Monday, October 13, 2008

“Do you want to get well?”

“Do you want to get well?”

There’s this interesting story in John 5. Jesus is walking past the pool of Bethesda on his way into Jerusalem. It’s a pool recognized for its healing power. Anyone who would dip themselves in the pool immediately after it had been stirred by God’s hand would find healing. There lies a man who had been paralyzed for 38 years. Can you imagine? Thirty-eight years of lying in the dust. No real hope; no real plan for getting better. You can almost feel the desperation as it pours from his flesh. His life has as much room for bitterness and regret as anyone. Along comes the Healer. He passes by the man and turns to him. In what had to rank as one of the most perplexing questions in all of Scripture, Jesus asks, “Do you want to get well?”

One would imagine that the man’s heart leapt within him. Years of crushed dreams and fading hopes have now been given a second chance at life. Instead of responding with a thousand “yeses”, the man offers excuses for why he is where he is when the Master finds him. To his credit, though, when Jesus offers a plan for healing, the man responds and the rest is history (or should we say “his story”).

I’ve got a question. Do you really want to be well? You know who you are as I’m typing this (and you’re reading it). Do you really want to know wholeness and strength? Do you want to be released of your burdens and running free of the bondage that has held you to this point? Or, like so many, have you grown comfortable there in the dirt? Is your response to His healing just one more excuse for keeping things just like they are? Maybe you like playing the victim?
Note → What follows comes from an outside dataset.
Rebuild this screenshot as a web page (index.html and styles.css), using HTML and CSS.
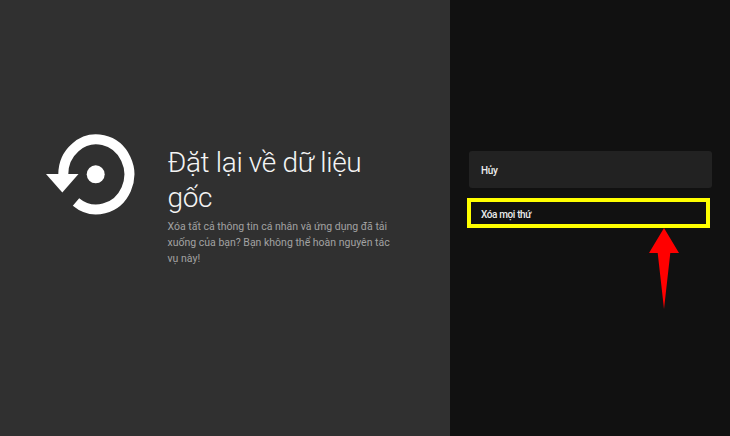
FILE: index.html
```html
<!DOCTYPE html>
<html lang="vi">
<head>
<meta charset="utf-8">
<title>Đặt lại về dữ liệu gốc</title>
<link rel="stylesheet" href="styles.css">
</head>
<body>
<main class="screen">
  <section class="info">
    <svg class="reset-icon" viewBox="0 0 100 90" width="100" height="90" aria-hidden="true">
      <path class="ring" d="M30 68A33 35 0 1 0 17.3 41" />
      <polygon class="fill" points="0,40 32.5,40 16.3,58.5" />
      <circle class="fill" cx="49.7" cy="40.3" r="9" />
    </svg>
    <div class="copy">
      <h1 class="title">Đặt lại về dữ liệu gốc</h1>
      <p class="desc">Xóa tất cả thông tin cá nhân và ứng dụng đã tải xuống của bạn? Bạn không thể hoàn nguyên tác vụ này!</p>
    </div>
  </section>
  <section class="actions">
    <div class="option option-card">Hủy</div>
    <div class="option option-marked">Xóa mọi thứ
      <svg class="pointer" viewBox="0 0 30 82" width="30" height="82" aria-hidden="true">
        <polygon points="15,0 30,25 21.3,25 15,81 8.7,25 0,25" />
      </svg>
    </div>
  </section>
</main>
</body>
</html>
```
FILE: styles.css
```css
* { box-sizing: border-box; }
html, body { margin: 0; padding: 0; }
body { width: 730px; height: 436px; overflow: hidden; background: #111; font-family: Roboto, "Noto Sans", sans-serif; }
.screen { display: flex; width: 730px; height: 436px; }
.info {
  width: 450px;
  background: #303030;
  display: flex;
  align-items: flex-start;
  padding: 134px 0 0 46px;
}
.reset-icon { flex: none; display: block; }
.ring { fill: none; stroke: #fff; stroke-width: 10; }
.fill { fill: #fff; }
.copy { width: 232px; margin-left: 21.5px; padding-top: 11px; }
.title { margin: 0; font-size: 28px; line-height: 35px; font-weight: 300; letter-spacing: -0.33px; color: #f4f4f4; }
.desc { margin: 4px 0 0; font-size: 10.5px; line-height: 16px; font-weight: 400; color: #a2a2a2; }
.actions { flex: 1; padding: 151px 18px 0 18.5px; }
.option { font-size: 10px; font-weight: 500; letter-spacing: -0.38px; color: #ececec; display: flex; align-items: center; }
.option-card { height: 37px; padding: 2px 0 0 12.5px; background: #222; border-radius: 3px; }
.option-marked {
  position: relative;
  width: 243px;
  height: 30px;
  margin: 10px 0 0 -1.5px;
  padding: 3px 0 0 10px;
  border: 4px solid #ff0;
}
.pointer { position: absolute; left: 178px; top: 26px; fill: #f00; }
```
Get over it. (I say that in love). The Bible is clear that there is no infirmity, no failure, no addiction, no handicap that God can’t help you through. Sometimes it’s healing He brings. Always, it’s strength to live your life like He intended. You simply have to want to get well. You. Not your friends. Not your pastor. Not your church or your small group or your family. You.

So, quit asking for more prayer if you aren’t willing to get up and walk. Don’t call out for more accountability if you don’t want to receive it. And, by all means, don’t seek a hand up unless the hand you stick out is ready to be healed and whole and used by God for what’s next in your life. So, I ask it again: Do you WANT to be well?